For startups and smaller tech companies, the AI regulations present both challenges and opportunities. While compliance costs will increase, companies that build privacy-preserving and transparent AI systems from the ground up may find competitive advantages. Texas-based AI companies that meet these standards will be well-positioned to operate in other states and countries as similar regulations emerge globally.
The property tax provisions should strengthen Texas’s position in attracting data center investments and blockchain operations. With clear tax treatment and potential exemptions, companies can more accurately forecast operational costs and make informed decisions about facility locations. This regulatory clarity often matters more to enterprise decision-makers than the absolute tax rate.
Looking Ahead: Texas as a Regulatory Testbed
Texas’s approach to AI regulation represents a middle path between California’s aggressive consumer protection stance and states with minimal technology oversight. By implementing comprehensive but business-conscious regulations, Texas is positioning itself as a testbed for balanced tech policy that other states may emulate.
The success or failure of these laws will likely influence federal legislation currently under consideration. If Texas demonstrates that meaningful AI oversight can coexist with innovation and economic growth, it could provide a blueprint for national standards. Conversely, if compliance costs stifle innovation or drive companies to relocate, it may prompt regulatory recalibration.

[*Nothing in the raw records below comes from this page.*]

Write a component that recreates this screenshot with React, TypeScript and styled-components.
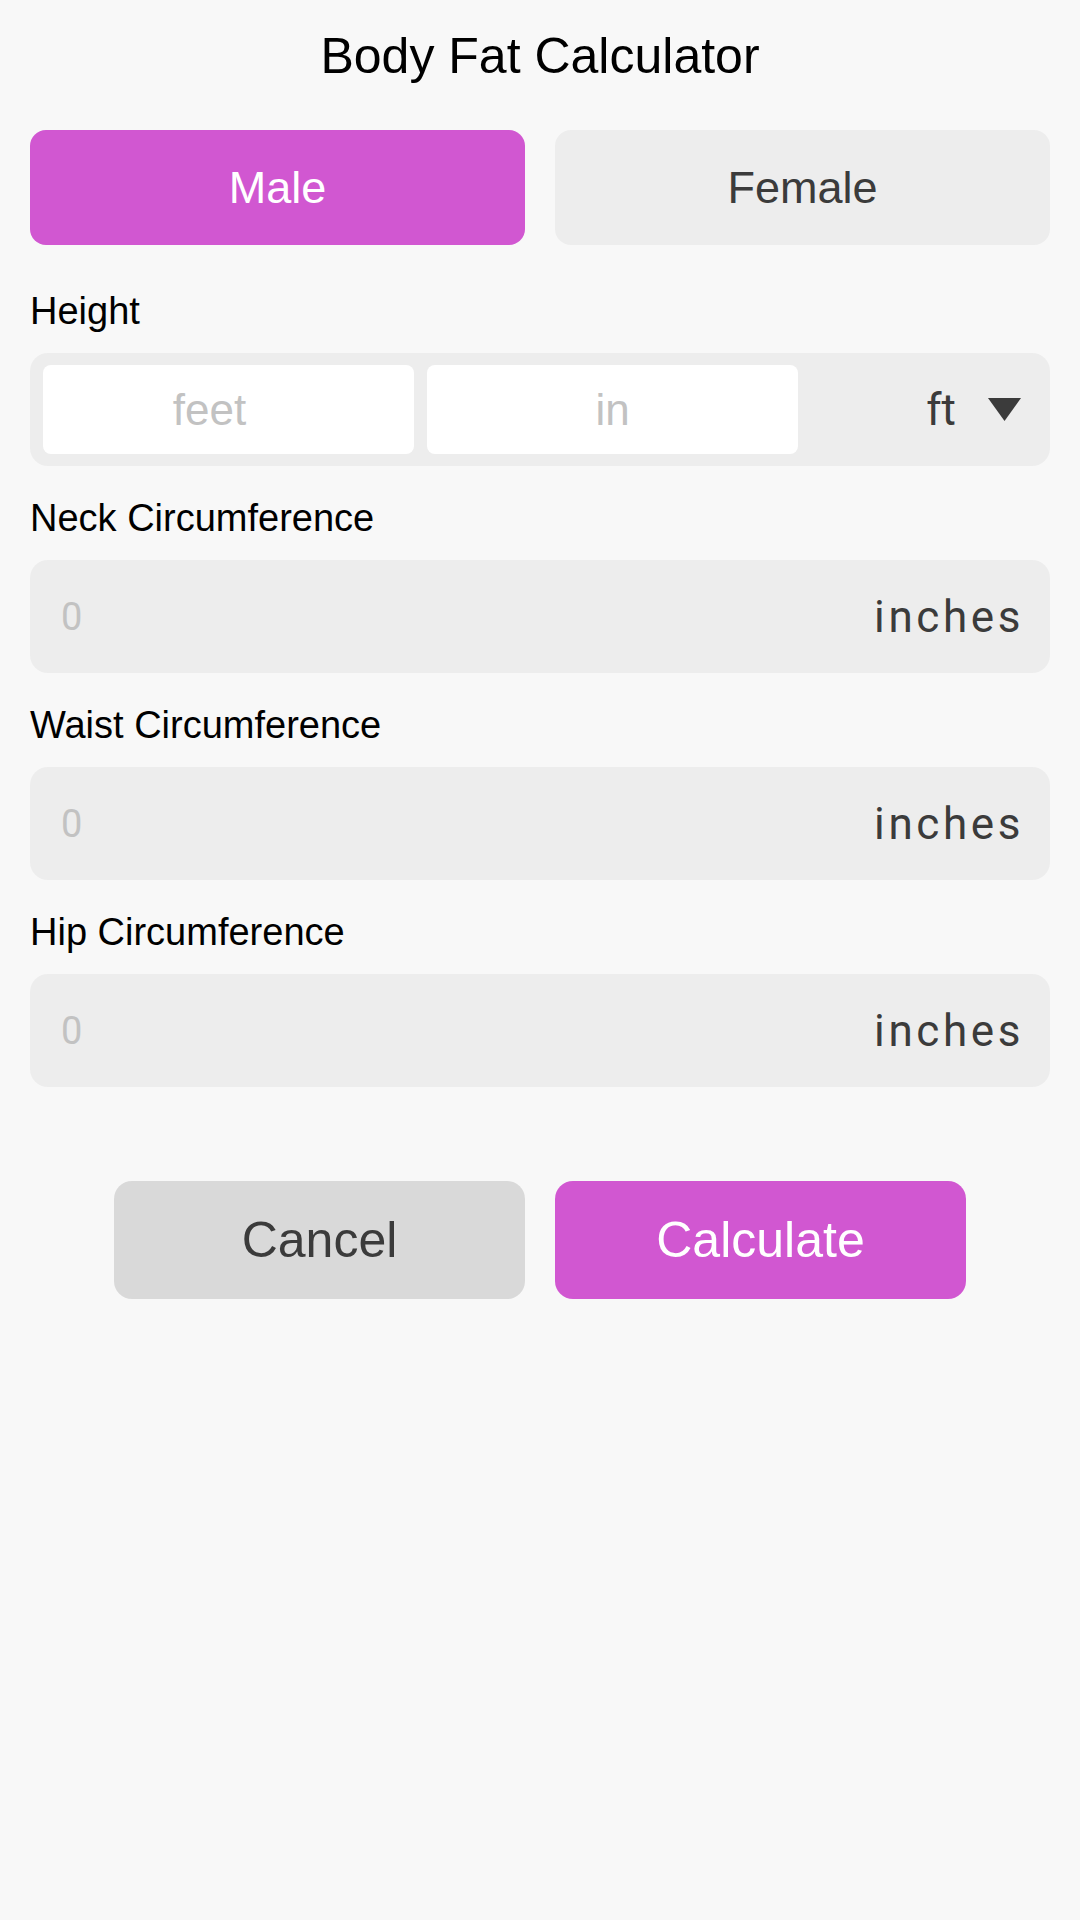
import React from "react";
import styled, { createGlobalStyle } from "styled-components";

const colors = {
  page: "#f8f8f8",
  accent: "#d157d1",
  field: "#ededed",
  cancel: "#d9d9d9",
  ink: "#000000",
  dark: "#3b3b3b",
  hint: "#c2c2c2",
};

const GlobalStyle = createGlobalStyle`
  html, body {
    margin: 0;
    padding: 0;
    background: ${colors.page};
  }
  body {
    font-family: "Liberation Sans", Arial, sans-serif;
  }
  * {
    box-sizing: border-box;
  }
`;

const Page = styled.div`
  min-height: 1920px;
  padding: 28px 30px 0;
  background: ${colors.page};
`;

const Title = styled.h1`
  margin: 0;
  font-size: 50px;
  line-height: 56px;
  font-weight: 400;
  text-align: center;
  color: ${colors.ink};
`;

const GenderRow = styled.div`
  display: flex;
  gap: 30px;
  margin-top: 46px;
`;

const GenderButton = styled.button<{ $active?: boolean }>`
  flex: 1;
  height: 115px;
  border: none;
  border-radius: 16px;
  background: ${(p) => (p.$active ? colors.accent : colors.field)};
  color: ${(p) => (p.$active ? "#ffffff" : colors.dark)};
  font-family: "Liberation Sans", Arial, sans-serif;
  font-size: 45px;
  cursor: pointer;
`;

const Field = styled.div<{ $first?: boolean }>`
  display: flex;
  flex-direction: column;
  gap: 20px;
  margin-top: ${(p) => (p.$first ? "44px" : "30px")};
`;

const Label = styled.label`
  font-size: 38px;
  line-height: 44px;
  color: ${colors.ink};
`;

const HeightBox = styled.div`
  display: flex;
  align-items: stretch;
  gap: 13px;
  height: 113px;
  padding: 12px 13px;
  border-radius: 18px;
  background: ${colors.field};
`;

const SplitInput = styled.input<{ $shift?: number }>`
  width: 371px;
  border: none;
  outline: none;
  border-radius: 8px;
  background: #ffffff;
  text-align: center;
  padding: 0 ${(p) => p.$shift ?? 0}px 0 0;
  font-family: "Liberation Sans", Arial, sans-serif;
  font-size: 44px;
  color: ${colors.dark};

  &::placeholder {
    color: ${colors.hint};
  }
`;

const UnitPicker = styled.div`
  flex: 1;
  display: flex;
  align-items: center;
  justify-content: flex-end;
  gap: 32px;
  padding-right: 16px;
  font-family: Roboto, "Liberation Sans", sans-serif;
  font-size: 44px;
  color: ${colors.dark};
`;

const MeasureBox = styled.div`
  display: flex;
  align-items: center;
  height: 113px;
  padding: 0 26px 0 31px;
  border-radius: 18px;
  background: ${colors.field};
`;

const MeasureInput = styled.input`
  flex: 1;
  min-width: 0;
  border: none;
  outline: none;
  background: transparent;
  font-family: Roboto, "Liberation Sans", sans-serif;
  font-size: 38px;
  color: ${colors.dark};
  padding: 0;

  &::placeholder {
    color: ${colors.hint};
  }
`;

const Unit = styled.span`
  font-family: Roboto, "Liberation Sans", sans-serif;
  font-size: 44px;
  letter-spacing: 3.6px;
  color: ${colors.dark};
`;

const Actions = styled.div`
  display: flex;
  justify-content: center;
  gap: 30px;
  margin-top: 94px;
`;

const ActionButton = styled.button<{ $primary?: boolean }>`
  width: 411px;
  height: 118px;
  border: none;
  border-radius: 18px;
  background: ${(p) => (p.$primary ? colors.accent : colors.cancel)};
  color: ${(p) => (p.$primary ? "#ffffff" : colors.dark)};
  font-family: "Liberation Sans", Arial, sans-serif;
  font-size: 50px;
  cursor: pointer;
`;

function Caret() {
  return (
    <svg width="33" height="23" viewBox="0 0 33 23">
      <path d="M0 0 H33 L16.5 23 Z" fill={colors.dark} />
    </svg>
  );
}

const measures = ["Neck Circumference", "Waist Circumference", "Hip Circumference"];

function App() {
  const [gender, setGender] = React.useState<"male" | "female">("male");

  return (
    <>
      <GlobalStyle />
      <Page>
        <Title>Body Fat Calculator</Title>

        <GenderRow>
          <GenderButton $active={gender === "male"} onClick={() => setGender("male")}>
            Male
          </GenderButton>
          <GenderButton $active={gender === "female"} onClick={() => setGender("female")}>
            Female
          </GenderButton>
        </GenderRow>

        <Field $first>
          <Label>Height</Label>
          <HeightBox>
            <SplitInput placeholder="feet" $shift={38} />
            <SplitInput placeholder="in" />
            <UnitPicker>
              <span>ft</span>
              <Caret />
            </UnitPicker>
          </HeightBox>
        </Field>

        {measures.map((m) => (
          <Field key={m}>
            <Label>{m}</Label>
            <MeasureBox>
              <MeasureInput placeholder="0" />
              <Unit>inches</Unit>
            </MeasureBox>
          </Field>
        ))}

        <Actions>
          <ActionButton>Cancel</ActionButton>
          <ActionButton $primary>Calculate</ActionButton>
        </Actions>
      </Page>
    </>
  );
}

export default App;
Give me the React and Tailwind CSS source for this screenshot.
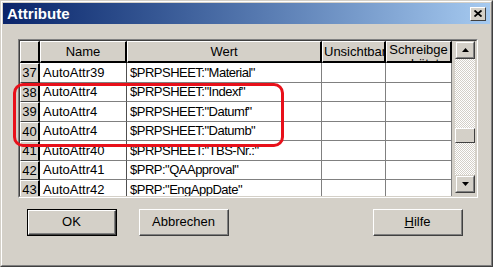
import React from "react";

const rows = [
  { n: "37", name: "AutoAttr39", wert: '$PRPSHEET:"Material"', h: "h-[20px]" },
  { n: "38", name: "AutoAttr4", wert: '$PRPSHEET:"Indexf"', h: "h-[19px]" },
  { n: "39", name: "AutoAttr4", wert: '$PRPSHEET:"Datumf"', h: "h-[20px]" },
  { n: "40", name: "AutoAttr4", wert: '$PRPSHEET:"Datumb"', h: "h-[19px]" },
  { n: "41", name: "AutoAttr40", wert: '$PRPSHEET:"TBS-Nr.:"', h: "h-[20px]" },
  { n: "42", name: "AutoAttr41", wert: '$PRP:"QAApproval"', h: "h-[19px]" },
  { n: "43", name: "AutoAttr42", wert: '$PRP:"EngAppDate"', h: "h-[20px]" },
];

function Btn({ children, def }) {
  const inner = (
    <div className="w-full h-full border-t border-l border-t-white border-l-white border-b border-r border-b-[#404040] border-r-[#404040]">
      <div className="w-full h-full border-b border-r border-b-[#808080] border-r-[#808080] flex items-center justify-center text-[13px] text-black">
        {children}
      </div>
    </div>
  );
  return def ? (
    <div className="w-[90px] h-[27px] border border-black">{inner}</div>
  ) : (
    <div className="w-[90px] h-[27px]">{inner}</div>
  );
}

function ScrollBtn({ up }) {
  return (
    <div className="h-[18px] w-full bg-[#d4d0c8] border-t border-l border-t-[#d4d0c8] border-l-[#d4d0c8] border-b border-r border-b-[#404040] border-r-[#404040]">
      <div className="w-full h-full border-t border-l border-t-white border-l-white border-b border-r border-b-[#808080] border-r-[#808080] flex items-center justify-center">
        <svg width="7" height="4" viewBox="0 0 7 4">
          {up ? <polygon points="3.5,0 7,4 0,4" fill="#000" /> : <polygon points="0,0 7,0 3.5,4" fill="#000" />}
        </svg>
      </div>
    </div>
  );
}

export default function App() {
  return (
    <div
      className="relative w-[493px] h-[267px] bg-[#d4d0c8] overflow-hidden"
      style={{ fontFamily: '"Liberation Sans", Arial, sans-serif' }}
    >
      <div className="w-full h-full border-t border-l border-t-[#d4d0c8] border-l-[#d4d0c8] border-b border-r border-b-[#404040] border-r-[#404040]">
        <div className="w-full h-full border-t border-l border-t-white border-l-white border-b border-r border-b-[#808080] border-r-[#808080] p-[1px] flex flex-col">
          {/* title bar */}
          <div className="h-[21px] flex items-center justify-between pl-[4px] pr-[4px] bg-gradient-to-r from-[#0a246a] to-[#a6caf0]">
            <span className="text-white font-bold text-[15px] leading-none">Attribute</span>
            <div className="w-[16px] h-[14px] bg-[#d4d0c8] border-t border-l border-t-white border-l-white border-b border-r border-b-[#404040] border-r-[#404040] flex items-center justify-center">
              <svg width="8" height="7" viewBox="0 0 8 7">
                <path d="M0.5 0.5 L7.5 6.5 M7.5 0.5 L0.5 6.5" stroke="#000" strokeWidth="1.8" />
              </svg>
            </div>
          </div>

          {/* content */}
          <div className="flex-1 pl-[15px] pt-[15px] flex flex-col">
            {/* grid */}
            <div className="w-[460px] h-[159px] border-t border-l border-t-[#808080] border-l-[#808080] border-b border-r border-b-white border-r-white">
              <div className="w-full h-full border-t border-l border-t-[#404040] border-l-[#404040] border-b border-r border-b-[#d4d0c8] border-r-[#d4d0c8] flex gap-[3px] pr-[1px]">
                <div className="w-[432px] h-full overflow-hidden flex flex-col">
                  {/* header */}
                  <div className="flex h-[22px] shrink-0 text-[13px] text-black">
                    <div className="w-[20px] h-full bg-[#d4d0c8] border-t border-l border-t-white border-l-white border-b-2 border-r-2 border-b-black border-r-black" />
                    <div className="w-[87px] h-full bg-[#d4d0c8] border-t border-l border-t-white border-l-white border-b-2 border-r-2 border-b-black border-r-black flex items-center justify-center">
                      Name
                    </div>
                    <div className="w-[195px] h-full bg-[#d4d0c8] border-t border-l border-t-white border-l-white border-b-2 border-r-2 border-b-black border-r-black flex items-center justify-center">
                      Wert
                    </div>
                    <div className="w-[64px] h-full bg-[#d4d0c8] border-t border-l border-t-white border-l-white border-b-2 border-r-2 border-b-black border-r-black flex items-center pl-[1px] overflow-hidden whitespace-nowrap">
                      Unsichtbar
                    </div>
                    <div className="w-[66px] h-full bg-[#d4d0c8] border-t border-l border-t-white border-l-white border-b-2 border-r-2 border-b-black border-r-black overflow-hidden text-center leading-[14px] pt-[1px]">
                      <div>Schreibge</div>
                      <div>schützt</div>
                    </div>
                  </div>
                  {rows.map((r) => (
                    <div key={r.n} className={`flex shrink-0 text-[13px] text-black ${r.h}`}>
                      <div className="w-[20px] h-full bg-[#d4d0c8] border-t border-l border-t-white border-l-white border-b border-b-[#404040] border-r-2 border-r-black flex items-center justify-center">
                        {r.n}
                      </div>
                      <div className="w-[87px] h-full bg-white border-b border-r border-b-[#808080] border-r-[#505050] flex items-center pl-[3px] whitespace-nowrap">
                        {r.name}
                      </div>
                      <div className="w-[195px] h-full bg-white border-b border-r border-b-[#808080] border-r-[#808080] flex items-center pl-[3px] whitespace-nowrap overflow-hidden tracking-[-0.5px]">
                        {r.wert}
                      </div>
                      <div className="w-[64px] h-full bg-white border-b border-r border-b-[#808080] border-r-[#808080]" />
                      <div className="w-[66px] h-full bg-white border-b border-r border-b-[#808080] border-r-[#808080]" />
                    </div>
                  ))}
                </div>
                {/* scrollbar */}
                <div className="w-[20px] h-full flex flex-col pb-[3px]">
                  <ScrollBtn up />
                  <div className="flex-1 flex flex-col bg-[repeating-conic-gradient(#ffffff_0_25%,#d4d0c8_0_50%)] bg-[length:2px_2px]">
                    <div className="h-[69px]" />
                    <div className="h-[15px] bg-[#d4d0c8] border-t border-l border-t-white border-l-white border-b border-r border-b-[#404040] border-r-[#404040]" />
                  </div>
                  <ScrollBtn />
                </div>
              </div>
            </div>

            {/* buttons */}
            <div className="flex mt-[11px] pl-[9px]">
              <Btn def>OK</Btn>
              <div className="ml-[22px]">
                <Btn>Abbrechen</Btn>
              </div>
              <div className="ml-[144px]">
                <Btn>
                  <span>
                    <span className="underline">H</span>ilfe
                  </span>
                </Btn>
              </div>
            </div>
          </div>
        </div>
      </div>

      {/* red annotation */}
      <div className="absolute left-[13px] top-[83px] w-[271px] h-[64px] border-[3px] border-[#e8101a] rounded-[10px] pointer-events-none" />
    </div>
  );
}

For technology professionals and companies operating in Texas, 2026 begins a new era of digital governance. The intersection of AI regulation, modernized property tax treatment, and enhanced cybersecurity requirements creates a comprehensive framework that acknowledges technology’s central role in modern society while protecting residents from potential harms. As these laws take effect, Texas will offer valuable lessons about governing innovation in an age where technology evolves faster than traditional legislative processes can typically accommodate.